In response, revolutionary leaders fled the area and declared armed struggle against the state of India. They formed a new party Communist Party of India (Marxist-Leninist) in 1969 and this was motivated and influenced deeply by Communist Party of China.

After independence Nehruvian Panchsheel stressed the need to recognise tribal rights over land and forests and allow them to develop along the lines of their own genius. In reality, however, tribal communities have been systematically alienated from their traditional rights over natural resources like land, forests, water and commons, which has eroded the very basis of their existence.

The major issues faced by tribals in the Eastern India are:

  • mining-related displacement of PVTGs,
  • trafficking of women and girls,
  • oppression by CRPF especially on tribal women,
  • village schools being occupied by para-military forces,
  • violation of PESA and FRA,
  • acute poverty conditions of PVTGs like Mankidia, Khadia and Paudi Bhuiyan and  high prevalence of malnutrition and starvation deaths among these communities

Since the Eastern India is rich in natural resources including forests, minerals and mines, tribal face exploitation and harassment from government and corporate bodies targeting to extract those resources for their profit.

There is continuous tussle between naxals and security forces in every tribal village. As a result the tribal are getting sandwiched between these forces.

Tribal livelihood is at stake due to depletion of natural resource base. Forceful displacement from their homeland destroys their traditional governance system.

People in power and government fail to understand their need-based economy and introduce privatisation and globalisation.

The major issues faced by tribals in the the Southern India are:

Issues of the tribal in southern states are different from other central and eastern states. Tribal in southern states – Kerala, Tamil Nadu, Karnataka and Andhra Pradesh face different forms of discrimination.

  • There is no schedule area in any southern states except Andhra Pradesh.
  • PVTGs like Errula tribes face many forms of exploitation in their day-to-day life. They are deprived of natural resources and livelihood.
  • The status and condition of women and girls is more deplorable than tribal men. Some tribal like Irulas, who depend on the sea coast, are increasingly losing their access to the sea and its resources, due to the interference of big trawlers and climate-related challenges like frequent high tides.
  • Hunger, dignity and lack of governance are important issues of tribal in these States.
  • Availability, accessibility and affordability of food and other essentials are very important but not in place.
  • The law and order situation in tribal areas is totally disturbed and out of control.

Extremism in North East

A cursory look at the demographic mosaic of northeastern India would show that this region is home to a curious amalgam of cross-cutting societies. What compounds the problem of this plurality is the fact that the tendency for ethnopolitical assertion is high among almost all the groups.

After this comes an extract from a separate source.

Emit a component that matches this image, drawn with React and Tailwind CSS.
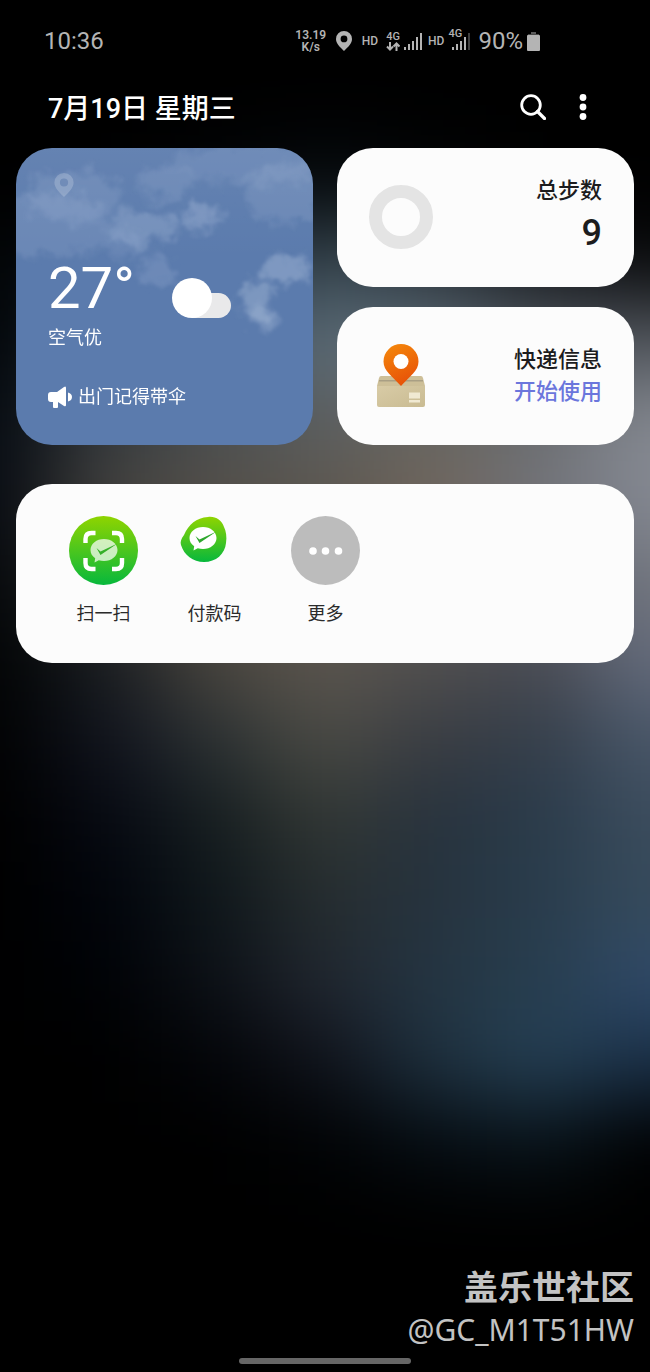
// wallpaper colours, one row every 80 units down and one column every 108 across
const wallpaper = [
  ["#000000", "#000000", "#000000", "#000000", "#000000", "#000000", "#000000"],
  ["#000000", "#000000", "#020406", "#060a0e", "#030506", "#000000", "#000000"],
  ["#020406", "#0a1218", "#202c36", "#36454f", "#2b353d", "#15191d", "#08090b"],
  ["#020509", "#20303a", "#40505c", "#5c6d79", "#5d6a75", "#50565e", "#50555c"],
  ["#070c12", "#34393e", "#4c5052", "#5c5f60", "#66655f", "#6a6d70", "#858991"],
  ["#070b12", "#45433f", "#544f48", "#5c564e", "#72665c", "#72737a", "#858993"],
  ["#05080b", "#343331", "#544c44", "#5b554e", "#605a55", "#5f6068", "#72767f"],
  ["#020405", "#1a1e22", "#4a463f", "#5c564f", "#504f4f", "#484a52", "#656c7d"],
  ["#010203", "#11141e", "#2b3133", "#4a4a44", "#393c42", "#343e4a", "#485668"],
  ["#000000", "#060912", "#161e20", "#323734", "#27323d", "#2a3b4b", "#3b4c5d"],
  ["#000000", "#01040b", "#0f171b", "#262d2f", "#26333e", "#293c4c", "#364b5c"],
  ["#000000", "#000206", "#0d1117", "#212730", "#243542", "#273e4f", "#304a6a"],
  ["#000000", "#000000", "#030509", "#10131b", "#1e303e", "#254055", "#1a3048"],
  ["#000000", "#000000", "#000000", "#010305", "#060d13", "#09141b", "#000102"],
  ["#000000", "#000000", "#000000", "#000000", "#000000", "#000000", "#000000"],
];

function Wallpaper() {
  return (
    <svg className="absolute inset-0 h-full w-full" viewBox="0 0 650 1372" preserveAspectRatio="none" aria-hidden="true">
      <defs>
        <filter id="wall" filterUnits="userSpaceOnUse" x="-200" y="0" width="1050" height="1372" colorInterpolationFilters="sRGB">
          <feGaussianBlur stdDeviation="46 38" />
        </filter>
      </defs>
      <g filter="url(#wall)">
        {wallpaper.map((row, r) =>
          row.map((fill, c) => (
            <rect
              key={`${r}-${c}`}
              x={c === 0 ? -200 : c * 108 - 54}
              y={60 + r * 80}
              width={c === 0 ? 255 : c === 6 ? 260 : 109}
              height={81}
              fill={fill}
            />
          ))
        )}
      </g>
    </svg>
  );
}

function Pin({ className }) {
  return (
    <svg viewBox="0 0 16 20" className={className} fill="currentColor" aria-hidden="true">
      <path fillRule="evenodd" d="M8 0a8 8 0 0 0-8 8c0 4.500 4 8 8 12 4-4 8-7.500 8-12a8 8 0 0 0-8-8zm0 4.500a3.400 3.400 0 1 1 0 6.800 3.400 3.400 0 0 1 0-6.800z" />
    </svg>
  );
}

function Bars({ weakLast }) {
  return (
    <svg viewBox="0 0 18 18" className="h-[18px] w-[18px]" fill="currentColor" aria-hidden="true">
      <rect x="0" y="15" width="2" height="3" />
      <rect x="4" y="12" width="2" height="6" />
      <rect x="8" y="9" width="2" height="9" />
      <rect x="12" y="5" width="2" height="13" />
      <rect x="16" y="1" width="2" height="17" opacity={weakLast ? 0.35 : 1} />
    </svg>
  );
}

function StatusBar() {
  return (
    <div className="flex h-[82px] items-center justify-between pl-11 pr-[110px] text-[#b4b4b4]">
      <div className="text-2xl">10:36</div>
      <div className="flex items-center">
        <div className="flex w-8 flex-col items-center text-[12px] font-semibold leading-3">
          <span>13.19</span>
          <span>K/s</span>
        </div>
        <Pin className="ml-[9px] h-5 w-4" />
        <span className="ml-[10px] text-[12px] font-medium">HD</span>
        <div className="ml-2 flex flex-col items-center text-[11px] font-medium leading-[10px]">
          4G
          <svg viewBox="0 0 14 9" className="h-[9px] w-[14px]" fill="none" stroke="currentColor" strokeWidth="2" aria-hidden="true">
            <path d="M4 0v7M1 4.500l3 3 3-3M10.500 9V2M7.500 4.500l3-3 3 3" />
          </svg>
        </div>
        <div className="ml-1">
          <Bars />
        </div>
        <span className="ml-[6px] text-[12px] font-medium">HD</span>
        <div className="relative ml-2">
          <Bars weakLast />
          <span className="absolute -left-1 -top-1 bg-black pr-px text-[11px] font-medium leading-[11px]">4G</span>
        </div>
        <span className="ml-2 text-2xl">90%</span>
        <svg viewBox="0 0 13 19" className="ml-1 h-[19px] w-[13px]" fill="currentColor" aria-hidden="true">
          <path d="M4 0h5v2H4z" opacity=".5" />
          <path d="M1 2h11v1H1z" opacity=".4" />
          <rect y="3" width="13" height="16" rx="1" />
        </svg>
      </div>
    </div>
  );
}

function Header() {
  return (
    <header className="flex h-[50px] items-center justify-between pl-12 pr-[58px] text-white">
      <h1 className="pt-1 text-[27px] font-medium">7月19日 星期三</h1>
      <div className="flex items-center gap-7">
        <button aria-label="搜索">
          <svg viewBox="0 0 26 26" className="h-[26px] w-[26px]" fill="none" stroke="currentColor" strokeWidth="2.800">
            <circle cx="11" cy="11" r="9.300" />
            <path d="M17.500 17.500l7 7" strokeLinecap="round" strokeWidth="3.200" />
          </svg>
        </button>
        <button aria-label="更多选项" className="px-[5px]">
          <svg viewBox="0 0 8 26" className="h-[26px] w-2" fill="currentColor">
            <circle cx="4" cy="3.500" r="3.400" />
            <circle cx="4" cy="13" r="3.400" />
            <circle cx="4" cy="22.500" r="3.400" />
          </svg>
        </button>
      </div>
    </header>
  );
}

function Clouds() {
  return (
    <svg className="absolute inset-0 h-full w-full" viewBox="0 0 298 298" preserveAspectRatio="none" aria-hidden="true">
      <defs>
        <filter id="cloud" x="-20%" y="-20%" width="140%" height="140%" colorInterpolationFilters="sRGB">
          <feGaussianBlur in="SourceGraphic" stdDeviation="4" result="soft" />
          <feTurbulence type="fractalNoise" baseFrequency="0.06" numOctaves="4" seed="11" result="n" />
          <feDisplacementMap in="soft" in2="n" scale="28" xChannelSelector="R" yChannelSelector="G" />
          <feGaussianBlur stdDeviation="1.200" />
        </filter>
        <linearGradient id="skyTop" x1="0" y1="0" x2="0" y2="1">
          <stop offset="0" stopColor="#fff" stopOpacity=".06" />
          <stop offset="1" stopColor="#fff" stopOpacity="0" />
        </linearGradient>
      </defs>
      <rect width="298" height="110" fill="url(#skyTop)" />
      <g fill="#dce6f5" filter="url(#cloud)">
        <ellipse cx="58" cy="48" rx="50" ry="26" opacity=".12" />
        <ellipse cx="30" cy="78" rx="65" ry="32" opacity=".12" />
        <ellipse cx="126" cy="80" rx="36" ry="17" opacity=".2" />
        <ellipse cx="108" cy="98" rx="24" ry="14" opacity=".1" />
        <ellipse cx="186" cy="70" rx="21" ry="10" opacity=".24" />
        <ellipse cx="150" cy="36" rx="28" ry="16" opacity=".12" />
        <ellipse cx="235" cy="16" rx="85" ry="20" opacity=".1" />
        <ellipse cx="270" cy="45" rx="42" ry="30" opacity=".12" />
        <ellipse cx="142" cy="125" rx="19" ry="15" opacity=".14" />
        <ellipse cx="270" cy="122" rx="25" ry="13" opacity=".28" />
        <ellipse cx="240" cy="152" rx="18" ry="18" opacity=".26" />
        <ellipse cx="248" cy="172" rx="12" ry="14" opacity=".2" />
      </g>
    </svg>
  );
}

function WeatherCard() {
  return (
    <section className="relative aspect-square overflow-hidden rounded-[36px] bg-[#5b7bad] text-white">
      <Clouds />
      <div className="relative flex h-full flex-col px-8 pt-[25px]">
        <Pin className="ml-[6px] h-6 w-5 text-white/20" />
        <div className="mt-[59px] flex items-center">
          <div className="w-[124px] text-[58px] leading-[64px]">27°</div>
          <svg viewBox="0 0 59 40" className="mt-5 h-10 w-[59px]" aria-hidden="true">
            <rect x="20" y="15" width="39" height="25" rx="12.500" fill="#e9e9ea" />
            <path d="M20 20h16v20H20z" fill="#e9e9ea" />
            <circle cx="20" cy="20" r="20" fill="#fff" />
          </svg>
        </div>
        <div className="mt-[6px] text-[18px] leading-6">空气优</div>
        <div className="mt-[35px] flex items-center gap-[6px] text-[18px] leading-6">
          <svg viewBox="0 0 24 22" className="h-[22px] w-6" fill="currentColor" aria-hidden="true">
            <path d="M3 6h6L16 1q2-1.500 2 1v17q0 2-2 1l-6-4v5q0 1-1 1H6q-1 0-1-1v-5H3q-3 0-3-3V9q0-3 3-3z" />
            <path d="M20 6.500q4 1 4 4.500t-4 4.500z" />
          </svg>
          出门记得带伞
        </div>
      </div>
    </section>
  );
}

function InfoCard({ icon, title, children }) {
  return (
    <section className="flex flex-1 items-center justify-between rounded-[36px] bg-[#fcfcfc] px-8 text-[#1c1c1e]">
      <div className="flex w-16 justify-center">{icon}</div>
      <div className="flex flex-col items-end">
        <h2 className="text-[22px] font-medium leading-8">{title}</h2>
        {children}
      </div>
    </section>
  );
}

function ParcelIcon() {
  return (
    <svg viewBox="0 0 48 66" className="h-[66px] w-12" aria-hidden="true">
      <defs>
        <linearGradient id="pin" x1="0" y1="0" x2=".4" y2="1">
          <stop offset="0" stopColor="#f58a0b" />
          <stop offset="1" stopColor="#e85408" />
        </linearGradient>
        <linearGradient id="box" x1="0" y1="0" x2="1" y2="1">
          <stop offset="0" stopColor="#d8cba6" />
          <stop offset="1" stopColor="#c9bb92" />
        </linearGradient>
      </defs>
      <path d="M4 33h40q1.500 0 2 2l2 8H0l2-8q.5-2 2-2z" fill="#cdbf98" />
      <path d="M2 37h44v1.500H2z" fill="#a99f84" />
      <path d="M0 43h48v19q0 2-2 2H2q-2 0-2-2z" fill="url(#box)" />
      <path d="M32 49.500h11v6H32zM32 57h11v2.500H32z" fill="#f0e9d2" />
      <path d="M24 1A17.500 17.500 0 0 0 6.500 18.500C6.500 28 15 33 24 43c9-10 17.500-15 17.500-24.500A17.500 17.500 0 0 0 24 1z" fill="url(#pin)" />
      <circle cx="24" cy="18.500" r="7.500" fill="#fff" />
    </svg>
  );
}

function PayBubble() {
  return (
    <>
      <path d="M14 0C6.500 0 .5 4.900.5 11c0 3.300 1.800 6.300 4.700 8.300L4.500 23.500l4.300-2.300c1.600.5 3.300.8 5.200.8 7.500 0 13.500-4.900 13.500-11S21.500 0 14 0z" fill="#fff" />
      <path d="M6.500 9l4 3.500L27.500 4.500 10.500 16z" fill="#2ea82e" />
    </>
  );
}

function GreenFill({ id }) {
  return (
    <defs>
      <linearGradient id={id} x1="0" y1="0" x2="0" y2="1">
        <stop offset="0" stopColor="#8fd400" />
        <stop offset="1" stopColor="#07b83c" />
      </linearGradient>
    </defs>
  );
}

function ScanIcon() {
  return (
    <svg viewBox="0 0 69 69" className="h-[69px] w-[69px]" aria-hidden="true">
      <GreenFill id="scan" />
      <circle cx="34.500" cy="34.500" r="34.500" fill="url(#scan)" />
      <path d="M16.500 27v-4q0-6 6-6h4M43 17h4q6 0 6 6v4M53 42v5q0 6-6 6h-4M26.500 53h-4q-6 0-6-6v-5" fill="none" stroke="#fff" strokeWidth="4.400" />
      <g transform="translate(21 23)" opacity=".72">
        <PayBubble />
      </g>
    </svg>
  );
}

function PayIcon() {
  return (
    <svg viewBox="0 0 69 69" className="h-[69px] w-[69px]" aria-hidden="true">
      <GreenFill id="pay" />
      <path d="M28 1C16 2 9 8 4 19 1 23 0 26 1 29c3 10 12 17 23 17 12 0 21-8 22-19 1-6 0-12-2-16C42 4 35 0 28 1z" fill="url(#pay)" />
      <g transform="translate(9 11)">
        <PayBubble />
      </g>
    </svg>
  );
}

function MoreIcon() {
  return (
    <svg viewBox="0 0 69 69" className="h-[69px] w-[69px]" aria-hidden="true">
      <circle cx="34.500" cy="34.500" r="34.500" fill="#bcbcbc" />
      <g fill="#fff">
        <circle cx="22" cy="35" r="3.800" />
        <circle cx="34.500" cy="35" r="3.800" />
        <circle cx="47.500" cy="35" r="3.800" />
      </g>
    </svg>
  );
}

const shortcuts = [
  { label: "扫一扫", Icon: ScanIcon },
  { label: "付款码", Icon: PayIcon },
  { label: "更多", Icon: MoreIcon },
];

export default function App() {
  return (
    <div className="relative flex min-h-screen flex-col bg-black font-[Roboto,'Noto_Sans_CJK_SC',sans-serif]">
      <Wallpaper />
      <div className="relative flex flex-1 flex-col">
        <StatusBar />
        <Header />
        <main className="px-4 pt-4">
          <div className="grid grid-cols-2 gap-6">
            <WeatherCard />
            <div className="flex flex-col gap-5">
              <InfoCard title="总步数" icon={<div className="h-16 w-16 rounded-full border-[13px] border-[#e4e4e4]" />}>
                <div className="text-[36px] font-medium leading-[52px]">9</div>
              </InfoCard>
              <InfoCard title="快递信息" icon={<ParcelIcon />}>
                <a href="#" className="text-[22px] font-medium leading-8 text-[#6b76dc]">开始使用</a>
              </InfoCard>
            </div>
          </div>

          <section className="mt-[39px] flex rounded-[36px] bg-[#fcfcfc] px-8 pb-9 pt-8 text-[#2a2a2a]">
            {shortcuts.map(({ label, Icon }) => (
              <button key={label} className="flex w-[111px] flex-col items-center gap-4 text-[18px] leading-[26px]">
                <Icon />
                {label}
              </button>
            ))}
          </section>
        </main>

        <footer className="mt-auto flex flex-col pb-2 text-[#c3c3c3]">
          <div className="flex flex-col items-end px-4">
            <div className="font-['Noto_Sans_CJK_SC',sans-serif] text-[34px] font-bold leading-[44px]">盖乐世社区</div>
            <div className="font-['Noto_Sans',sans-serif] text-[30px] leading-[44px]">@GC_M1T51HW</div>
          </div>
          <div className="mt-[6px] h-[6px] w-[172px] self-center rounded-full bg-[#666]" />
        </footer>
      </div>
    </div>
  );
}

This is primarily because the political boundaries in most cases do not coincide with the existing social boundaries. The northeastern units of the Indian federation, in spite of several political permutations and combinations, have not been able to cater to the demands of all the ethnic categories clamouring for recognition of their distinctive identity.

The social continuities that stretch across the territorial frontiers have led to demands by the politically fragmented groups to redraw international boundaries and also to reorganise states within the Indian Union.

In many cases due to external manipulations and support, these fragmented ethnopolitical groupings have taken to arms and have adopted a line of confrontation with the state and central administration.

The Islamic extremism in India’s Northeast is generally associated with the Islamic extremist groups of Bangladesh such as Jamaat-ul-Mujahideen Bangladesh (JMB) and Harkat-ul Jihad al-Islami Bangladesh (HuJI-B) who have expanded their area of operations into India particularly in Assam and West Bengal, where a large number of illegal Bangladeshi migrants have settled down over the years.

Association of these militant groups with Pakistani agencies is well-known. As these groups remain on the lookout for local recruits and to expand their bases into Indian territories, the threat to Indian interests persists.

These terrorist groups, as well as Pakistan’s Inter-Services Intelligence (ISI), have reportedly colluded with various militant groups of Northeast such as the United Liberation Front of Assam (ULFA), United National Liberation Front (UNLF), etc. to carry out terrorist activities against India.

The Bangladeshi, Pakistani, as well as global terrorist groups who are on the look out to expand their bases and activities into Indian territories, may, therefore, attempt to take advantage of the situation, which may lead to enhanced security challenges in the Northeast region.